On the evening of November 6th, I attended a training workshop on the utilization of the nonviolent communication approach to addressing the racism happening in Macomb. The overarching theme for this event, which I believe was the 4th in a series but my first time attending, was about active and reflective listening. After a series of activities and sharing, the Macomb chief of police decided to share that he was happy to report that everyone in his small group had to think back 25 years to remember a time when they were disrespected, and that it reflected on how great of a place it is to live in Macomb.
Of course, this event was happening because it is not a great place to live for many people, particularly for people of color, religious minorities, members of the LGBTQ+ community, or anyone outside of the majority demographic.
After the event was completed, I decided that I would share with the chief of police how I felt in reaction to his comments. I walked up to him and politely asked if I could speak with him. I indicated that I would like to share with him how I felt in reaction to his comments. He agreed to listen, so I shared that what he had shared in the group felt like he was dismissing the very real and very frightening experiences of many of the people in this room. I indicated, that, to me, he was suggesting that he feels safe and welcome here, but that he was ignoring the fact that so many other people this evening shared exactly why they didn’t feel safe here.

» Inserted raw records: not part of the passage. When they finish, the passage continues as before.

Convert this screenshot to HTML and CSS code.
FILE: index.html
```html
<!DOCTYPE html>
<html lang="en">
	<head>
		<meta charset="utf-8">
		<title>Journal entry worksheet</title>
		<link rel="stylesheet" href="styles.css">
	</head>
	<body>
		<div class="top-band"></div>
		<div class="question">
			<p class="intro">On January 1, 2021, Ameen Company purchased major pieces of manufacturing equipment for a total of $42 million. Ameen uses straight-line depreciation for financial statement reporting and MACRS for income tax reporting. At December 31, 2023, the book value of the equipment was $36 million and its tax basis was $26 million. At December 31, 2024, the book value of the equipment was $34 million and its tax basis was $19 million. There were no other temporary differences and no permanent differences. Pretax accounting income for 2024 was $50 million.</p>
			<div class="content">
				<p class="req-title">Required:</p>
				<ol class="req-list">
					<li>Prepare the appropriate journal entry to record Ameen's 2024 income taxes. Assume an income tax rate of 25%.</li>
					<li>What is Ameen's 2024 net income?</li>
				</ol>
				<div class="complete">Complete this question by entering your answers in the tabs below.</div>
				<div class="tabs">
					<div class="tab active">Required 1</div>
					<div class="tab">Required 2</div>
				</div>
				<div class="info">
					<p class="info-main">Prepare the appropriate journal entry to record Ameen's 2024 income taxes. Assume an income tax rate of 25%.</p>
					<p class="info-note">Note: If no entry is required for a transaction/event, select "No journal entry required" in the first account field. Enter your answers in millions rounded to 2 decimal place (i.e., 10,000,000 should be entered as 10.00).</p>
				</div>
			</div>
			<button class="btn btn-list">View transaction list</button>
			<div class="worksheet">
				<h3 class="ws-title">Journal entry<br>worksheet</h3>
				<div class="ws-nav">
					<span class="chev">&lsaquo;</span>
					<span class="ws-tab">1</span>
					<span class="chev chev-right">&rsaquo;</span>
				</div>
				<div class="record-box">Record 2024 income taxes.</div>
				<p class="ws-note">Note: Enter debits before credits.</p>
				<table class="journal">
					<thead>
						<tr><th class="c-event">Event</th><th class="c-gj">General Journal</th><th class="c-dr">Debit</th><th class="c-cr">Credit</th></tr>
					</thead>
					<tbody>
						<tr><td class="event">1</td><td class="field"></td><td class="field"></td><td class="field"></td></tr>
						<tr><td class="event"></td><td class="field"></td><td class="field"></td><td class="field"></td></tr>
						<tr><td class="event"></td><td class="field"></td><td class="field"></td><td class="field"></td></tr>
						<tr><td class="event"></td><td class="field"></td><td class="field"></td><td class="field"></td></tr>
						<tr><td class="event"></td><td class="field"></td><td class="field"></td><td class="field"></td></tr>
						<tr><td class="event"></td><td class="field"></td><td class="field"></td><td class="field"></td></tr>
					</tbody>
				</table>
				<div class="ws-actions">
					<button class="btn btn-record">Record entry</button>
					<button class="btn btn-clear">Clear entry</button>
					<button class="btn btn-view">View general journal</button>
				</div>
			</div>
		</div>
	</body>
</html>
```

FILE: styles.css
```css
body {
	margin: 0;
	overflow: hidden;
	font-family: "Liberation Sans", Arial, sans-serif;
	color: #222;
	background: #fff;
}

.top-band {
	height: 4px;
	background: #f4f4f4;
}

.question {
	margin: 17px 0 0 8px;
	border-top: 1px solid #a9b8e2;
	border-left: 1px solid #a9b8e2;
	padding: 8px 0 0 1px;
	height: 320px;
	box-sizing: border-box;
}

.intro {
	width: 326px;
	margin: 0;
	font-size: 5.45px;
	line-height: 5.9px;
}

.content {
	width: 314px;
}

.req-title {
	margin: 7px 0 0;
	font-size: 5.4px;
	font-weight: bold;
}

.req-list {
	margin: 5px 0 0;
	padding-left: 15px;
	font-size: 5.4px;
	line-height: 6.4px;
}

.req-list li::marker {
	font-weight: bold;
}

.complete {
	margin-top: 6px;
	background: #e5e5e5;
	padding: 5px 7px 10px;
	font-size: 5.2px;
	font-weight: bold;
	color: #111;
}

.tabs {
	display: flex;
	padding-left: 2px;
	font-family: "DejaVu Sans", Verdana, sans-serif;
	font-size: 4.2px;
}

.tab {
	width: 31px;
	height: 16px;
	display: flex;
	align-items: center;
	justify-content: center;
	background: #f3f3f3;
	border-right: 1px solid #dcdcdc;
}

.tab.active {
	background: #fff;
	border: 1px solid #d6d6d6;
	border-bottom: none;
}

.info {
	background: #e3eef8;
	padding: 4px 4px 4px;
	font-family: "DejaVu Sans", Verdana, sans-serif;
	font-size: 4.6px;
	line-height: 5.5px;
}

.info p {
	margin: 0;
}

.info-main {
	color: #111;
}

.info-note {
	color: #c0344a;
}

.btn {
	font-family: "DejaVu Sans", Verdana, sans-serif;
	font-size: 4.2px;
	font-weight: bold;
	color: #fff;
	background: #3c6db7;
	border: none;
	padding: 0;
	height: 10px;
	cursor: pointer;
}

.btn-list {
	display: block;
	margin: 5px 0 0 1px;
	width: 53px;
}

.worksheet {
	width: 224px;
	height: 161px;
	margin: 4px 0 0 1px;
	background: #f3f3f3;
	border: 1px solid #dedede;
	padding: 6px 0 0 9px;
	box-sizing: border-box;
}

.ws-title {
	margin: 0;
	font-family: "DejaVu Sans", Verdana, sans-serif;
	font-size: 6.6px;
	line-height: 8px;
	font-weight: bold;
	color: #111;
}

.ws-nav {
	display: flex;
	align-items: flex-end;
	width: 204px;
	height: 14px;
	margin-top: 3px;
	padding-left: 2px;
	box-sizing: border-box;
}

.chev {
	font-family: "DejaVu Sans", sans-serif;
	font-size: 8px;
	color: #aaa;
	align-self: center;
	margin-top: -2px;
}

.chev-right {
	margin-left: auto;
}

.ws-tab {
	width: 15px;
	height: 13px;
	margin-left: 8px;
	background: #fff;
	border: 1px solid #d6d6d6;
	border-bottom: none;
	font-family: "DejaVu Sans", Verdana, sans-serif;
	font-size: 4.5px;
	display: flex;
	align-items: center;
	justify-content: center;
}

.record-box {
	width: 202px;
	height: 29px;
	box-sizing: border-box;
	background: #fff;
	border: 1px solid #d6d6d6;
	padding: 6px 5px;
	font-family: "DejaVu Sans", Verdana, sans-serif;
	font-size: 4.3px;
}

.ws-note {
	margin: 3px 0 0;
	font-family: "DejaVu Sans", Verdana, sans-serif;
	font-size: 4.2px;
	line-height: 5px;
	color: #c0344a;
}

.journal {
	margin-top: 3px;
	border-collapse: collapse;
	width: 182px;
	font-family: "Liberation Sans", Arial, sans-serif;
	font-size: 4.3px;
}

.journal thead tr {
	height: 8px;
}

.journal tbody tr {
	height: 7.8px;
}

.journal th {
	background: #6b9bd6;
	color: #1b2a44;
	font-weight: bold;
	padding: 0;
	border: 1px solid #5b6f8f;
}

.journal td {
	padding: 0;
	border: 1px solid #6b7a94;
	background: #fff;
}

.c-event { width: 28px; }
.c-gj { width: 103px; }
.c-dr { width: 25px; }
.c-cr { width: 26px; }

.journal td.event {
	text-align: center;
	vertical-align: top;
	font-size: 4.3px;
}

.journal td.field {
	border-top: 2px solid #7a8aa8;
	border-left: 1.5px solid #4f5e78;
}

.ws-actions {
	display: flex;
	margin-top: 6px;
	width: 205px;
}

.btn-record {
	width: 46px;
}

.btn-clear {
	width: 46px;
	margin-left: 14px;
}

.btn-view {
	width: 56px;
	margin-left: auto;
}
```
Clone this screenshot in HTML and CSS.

The chief immediately attempted to dismiss my feelings by suggesting that he was only speaking on behalf of his small group, and that he believes that people just need to learn how to move on with their lives. I expressed that for him, it may have been 25 years since he felt disrespected and so he has the ability to “move on”, but that for many of the people in the room, including myself, we don’t get to just move on because we face disrespect, discrimination, and hatred thrown at us every single day.
The chief of police then decided to take another angle, sharing about how he understands what it is like to be treated differently and experience discrimination. I, of course, was curious about how this could be considering he is a white, straight, male in a position of power, so I asked him to share with me his experiences. He shared that he had to ask a family member to stop introducing him as a police officer because people treat him differently once they know that he is the police. I nodded my head and did my best to reflect back how he feels uncomfortable when people treat him differently once they find out he is a cop. I asked him to reflect on how it must feel for a person of color who is not able to just not reveal their race because they cannot take off their skin color in the same way he gets to take off his badge, gun, and title.
Once again, the chief of police pivoted the conversation, and suggested that people who are treated poorly should just stop hanging out with those who are treating them poorly. I suggested that his reaction was coming from a place of privilege because he doesn’t understand how one cannot just not hang out with certain people to avoid being discriminated against, disrespected, or attacked. I explained that for people who are minorities in this community, there is no avoiding those who don’t like us. Most of the people in this community are white and many hold racist beliefs about people of color. For the queer community, there are people everywhere who believe that being gay or transgender is sinful and tell them they are going to hell. I expressed that we are already not hanging out with people who are hateful towards us, but that we cannot avoid those who are hateful at all times because they are at work and school and in the community.
The chief of police shifted his approach again, suggesting that people have the right to believe what they want. I agreed that they do have the right to believe what they want, but that they do not have the right to cause harm to other people based on those beliefs. He asked how people are being harmed with other people’s beliefs that it is sinful to be gay. I indicated that a child being told that who they are is sinful and telling them that they are going to hell causes harm. I expressed that children don’t just get over that and asked if he knew about the rate at which the LGBTQ community commits suicide. His response: “Is it higher than the suicide rate for police?”
At one point during the conversation, he claimed that he could do nothing about the discrimination, and I asked him if he called it out when he saw it. He responded that he couldn’t call it out because it never happens in front of him. He suggested that he just doesn’t see it around him and therefore can do nothing about it. I challenged him to start really looking for it because if he actually looked for it, he would find it.
It was clear to me that he was not going to really allow himself to feel any empathy or understanding for anyone who expressed concerns over feeling unsafe in this community because of their race, ethnicity, nationality, religion, sexual orientation, or gender expression. He was unwilling to set aside his own bias in order to hear me or anyone else in that room that night who was expressing concerns of safety.
As a queer person, I do not feel that I could safely report an incident of verbal, physical, or sexual assault to him. I do not feel I could safely report any discrimination I may have experienced to him. After my conversation with him, it was clear that he is unwilling to be a safe person for the most vulnerable members of our community. I would not feel comfortable telling him vulnerable information about me, and I would fully anticipate that he would deny, minimize, rationalize, or justify any experience I may need to report. I believe this would be the case for any person of color, any immigrant, any person within the LGBTQ+ community, or any other minority in this community. I am concerned about the chief’s ability to treat all people with kindness, compassion, and respect.
Macomb needs a person in leadership in the police department who is willing to own their bias. Macomb police department needs someone who is willing to listen and truly hear what people are telling him. We need a leader who is willing to be an advocate for the most vulnerable. Someone who is truly committed to serving and protecting everyone in our community–not just the people who look like and think like him. In order to do that, it requires a leader who can truly empathize with people of diverse backgrounds.